Often, the violence can be committed by not only gangs, but also people in their neighborhoods and authorities. In one instance reported by NPR, two young men were awoken in the middle of the night, ripped from the beds and beaten by the police.
“They began beating us until we arrived at the police barracks,” a deportee named Gaspar T. said in an interview with Human Rights Watch
Several people from El Salvador living in the U.S. previously had Temporary Protected Status, also known as TPS. This status meant Salvadorans were able to build a life in the country with limited fear of being deported.
Similarly, in 2012, the Obama administration provided 26,000 Salvadorans with Deferred Action for Childhood Arrivals, or DACA status, which afforded some who had arrived as children with a temporary legal status.
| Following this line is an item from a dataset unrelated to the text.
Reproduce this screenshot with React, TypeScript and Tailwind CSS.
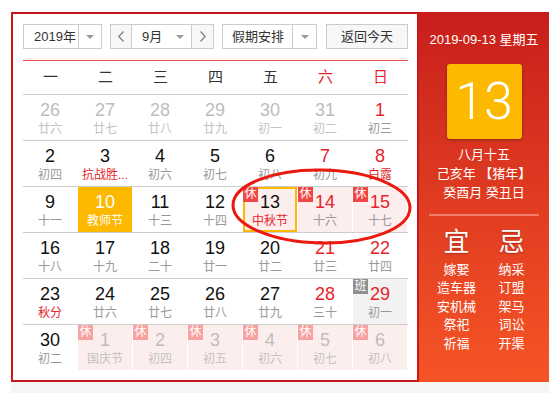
import React from "react";

type Cell = {
  d: string;
  l: string;
  o?: boolean;
  rn?: boolean;
  rl?: boolean;
  b?: "休" | "班";
  pink?: boolean;
  yellow?: boolean;
  today?: boolean;
  gray?: boolean;
};

const rows: Cell[][] = [
  [
    { d: "26", l: "廿六", o: true },
    { d: "27", l: "廿七", o: true },
    { d: "28", l: "廿八", o: true },
    { d: "29", l: "廿九", o: true },
    { d: "30", l: "初一", o: true },
    { d: "31", l: "初二", o: true },
    { d: "1", l: "初三", rn: true },
  ],
  [
    { d: "2", l: "初四" },
    { d: "3", l: "抗战胜...", rl: true },
    { d: "4", l: "初六" },
    { d: "5", l: "初七" },
    { d: "6", l: "初八" },
    { d: "7", l: "初九", rn: true },
    { d: "8", l: "白露", rn: true, rl: true },
  ],
  [
    { d: "9", l: "十一" },
    { d: "10", l: "教师节", yellow: true },
    { d: "11", l: "十三" },
    { d: "12", l: "十四" },
    { d: "13", l: "中秋节", rl: true, b: "休", pink: true, today: true },
    { d: "14", l: "十六", rn: true, b: "休", pink: true },
    { d: "15", l: "十七", rn: true, b: "休", pink: true },
  ],
  [
    { d: "16", l: "十八" },
    { d: "17", l: "十九" },
    { d: "18", l: "二十" },
    { d: "19", l: "廿一" },
    { d: "20", l: "廿二" },
    { d: "21", l: "廿三", rn: true },
    { d: "22", l: "廿四", rn: true },
  ],
  [
    { d: "23", l: "秋分", rl: true },
    { d: "24", l: "廿六" },
    { d: "25", l: "廿七" },
    { d: "26", l: "廿八" },
    { d: "27", l: "廿九" },
    { d: "28", l: "三十", rn: true },
    { d: "29", l: "初一", rn: true, b: "班", gray: true },
  ],
  [
    { d: "30", l: "初二" },
    { d: "1", l: "国庆节", o: true, b: "休", pink: true },
    { d: "2", l: "初四", o: true, b: "休", pink: true },
    { d: "3", l: "初五", o: true, b: "休", pink: true },
    { d: "4", l: "初六", o: true, b: "休", pink: true },
    { d: "5", l: "初七", o: true, b: "休", pink: true },
    { d: "6", l: "初八", o: true, b: "休", pink: true },
  ],
];

function Tri() {
  return (
    <svg width="8" height="4" viewBox="0 0 8 4">
      <path d="M0 0h8L4 4z" fill="#999" />
    </svg>
  );
}

function Chev({ left }: { left?: boolean }) {
  return (
    <svg width="6" height="11" viewBox="0 0 6 11">
      <polyline
        points={left ? "5.5,0.5 0.8,5.5 5.5,10.5" : "0.5,0.5 5.2,5.5 0.5,10.5"}
        fill="none"
        stroke="#777"
        strokeWidth="1.1"
      />
    </svg>
  );
}

function DayCell({ c }: { c: Cell }) {
  let bg = "";
  if (c.yellow) bg = "bg-[#fdb900]";
  else if (c.pink) bg = "bg-[#fdeeee]";
  else if (c.gray) bg = "bg-[#f2f2f2]";
  let num = "text-[#111]";
  if (c.yellow) num = "text-white";
  else if (c.o) num = "text-[#bdbdbd]";
  else if (c.rn) num = "text-[#e5252b]";
  let lun = "text-[#999]";
  if (c.yellow) lun = "text-white";
  else if (c.o) lun = "text-[#c2c2c2]";
  else if (c.rl) lun = "text-[#e5252b]";
  let badge = "";
  if (c.b === "班") badge = "bg-[#8f8f8f]";
  else if (c.o) badge = "bg-[#f7a1a1]";
  else badge = "bg-[#f04646]";
  return (
    <div className={`relative flex h-[45px] w-[54px] flex-col items-center ${bg} ${c.today ? "shadow-[inset_0_0_0_2px_#fcb900]" : ""}`}>
      {c.b && (
        <div className={`absolute left-0 top-0 h-[15px] w-[15px] text-center text-[12px] leading-[15px] text-white ${badge}`}>
          {c.b}
        </div>
      )}
      <div className={`mt-[5px] text-[18px] leading-[20px] ${num}`}>{c.d}</div>
      <div className={`mt-[2px] whitespace-nowrap text-[12px] leading-[14px] ${lun}`}>{c.l}</div>
    </div>
  );
}

export default function App() {
  const weeks = ["一", "二", "三", "四", "五", "六", "日"];
  const yi = ["嫁娶", "造车器", "安机械", "祭祀", "祈福"];
  const ji = ["纳采", "订盟", "架马", "词讼", "开渠"];
  return (
    <div className="min-h-[393px] bg-white pt-[12px] font-[Liberation_Sans,Noto_Sans_CJK_SC,sans-serif]">
      <div className="relative ml-[11px] flex w-[538px]">
        <div className="h-[370px] w-[408px] border-2 border-[#c9181b] pl-[10px] pr-[9px] pt-[10px]">
          <div className="flex h-[25px] text-[13px] text-[#333]">
            <div className="flex w-[79px] border border-[#cccccc]">
              <div className="flex w-[54px] items-center pl-[10px]">2019年</div>
              <div className="flex flex-1 items-center justify-center border-l border-[#cccccc]">
                <Tri />
              </div>
            </div>
            <div className="ml-[8px] flex w-[104px] border border-[#cccccc]">
              <div className="flex w-[21px] items-center justify-center border-r border-[#cccccc] bg-[#f7f7f7]">
                <Chev left />
              </div>
              <div className="flex w-[59px] items-center justify-between pl-[10px] pr-[7px]">
                <span>9月</span>
                <Tri />
              </div>
              <div className="flex flex-1 items-center justify-center border-l border-[#cccccc] bg-[#f7f7f7]">
                <Chev />
              </div>
            </div>
            <div className="ml-[8px] flex w-[95px] border border-[#cccccc]">
              <div className="flex w-[69px] items-center pl-[9px]">假期安排</div>
              <div className="flex flex-1 items-center justify-center border-l border-[#cccccc]">
                <Tri />
              </div>
            </div>
            <div className="ml-[9px] flex w-[82px] items-center justify-center border border-[#cccccc] bg-[#f7f7f7]">
              返回今天
            </div>
          </div>
          <div className="mt-[11px] h-px w-[385px] bg-[#ef4a4a]" />
          <div className="grid h-[33px] w-[385px] grid-cols-7 items-center text-center text-[15px]">
            {weeks.map((w, i) => (
              <div key={w} className={i >= 5 ? "text-[#e5252b]" : "text-[#333]"}>
                {w}
              </div>
            ))}
          </div>
          {rows.map((r, ri) => (
            <div key={ri} className="grid w-[385px] grid-cols-7 border-t border-[#cdcdcd]">
              {r.map((c, ci) => (
                <DayCell key={ci} c={c} />
              ))}
            </div>
          ))}
        </div>
        <div className="flex h-[370px] w-[130px] flex-col items-center bg-linear-to-b from-[#c81d1c] to-[#f65426] pt-[18px] text-white">
          <div className="text-[13px] leading-[20px]">2019-09-13 星期五</div>
          <div className="mt-[14px] flex h-[75px] w-[75px] items-center justify-center rounded-[3px] bg-[#fdb900] shadow-[0_1px_3px_rgba(0,0,0,0.35)]">
            <span className="font-[Roboto,sans-serif] text-[52px] font-light leading-none">13</span>
          </div>
          <div className="mt-[6px] text-center text-[13px] leading-[19px]">
            <div>八月十五</div>
            <div>己亥年 【猪年】</div>
            <div>癸酉月 癸丑日</div>
          </div>
          <div className="mt-[12px] h-[2px] w-[110px] bg-[#ef7d6a]" />
          <div className="mt-[11px] grid w-[110px] grid-cols-2 text-center">
            <div className="text-[26px] leading-[30px] [text-shadow:0_1px_2px_rgba(0,0,0,0.3)]">宜</div>
            <div className="text-[26px] leading-[30px] [text-shadow:0_1px_2px_rgba(0,0,0,0.3)]">忌</div>
            <div className="mt-[4px] text-[13px] leading-[18.4px]">
              {yi.map((t) => (
                <div key={t}>{t}</div>
              ))}
            </div>
            <div className="mt-[4px] text-[13px] leading-[18.4px]">
              {ji.map((t) => (
                <div key={t}>{t}</div>
              ))}
            </div>
          </div>
        </div>
        <svg className="pointer-events-none absolute left-0 top-0" width="538" height="370">
          <ellipse cx="310.5" cy="194.5" rx="88.5" ry="36.5" fill="none" stroke="#ea1a10" strokeWidth="3" transform="rotate(1 310.5 194.5)" />
        </svg>
      </div>
      <div className="ml-[11px] h-[11px] w-[538px] bg-[#f5f5f5]" />
    </div>
  );
}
However, the Trump administration decided that TPS should end in January of 2020.
Of the estimated 1.2 million Salvadorans living in the U.S. who are not citizens, just under one-quarter are lawful permanent residents, with the remaining people lacking papers of TPS. By 2018, Salvadorans became the highest number of any other nationality seeking asylum, with approximately 101,000 pending applications in the United States, according to HRW.
The U.S. has also been pursuing policies that shift responsibility for immigration enforcement to countries like Mexico in an effort to avoid obligation for the safety of migrants and asylum seekers, such as the Migration Protection Protocols.
The Migration Protection Protocol rules that “certain foreign individuals entering or seeking admission to the U.S. from Mexico—illegally or without proper documentation—may be returned to Mexico and wait outside of the U.S. for the duration” according to the Department of Homeland Security.
Between 2014–2018, Mexico and the U.S. have deported more than 213,000 Salvadorans regardless of their need for asylum.
“The United States has to have known this was happening, because the cases were publicly reported, and more importantly because Salvadorans make it clear in asylum applications that this is their reality. But this reality is ignored or not believed by US authorities,” said Elizabeth Kennedy, co-author of the report.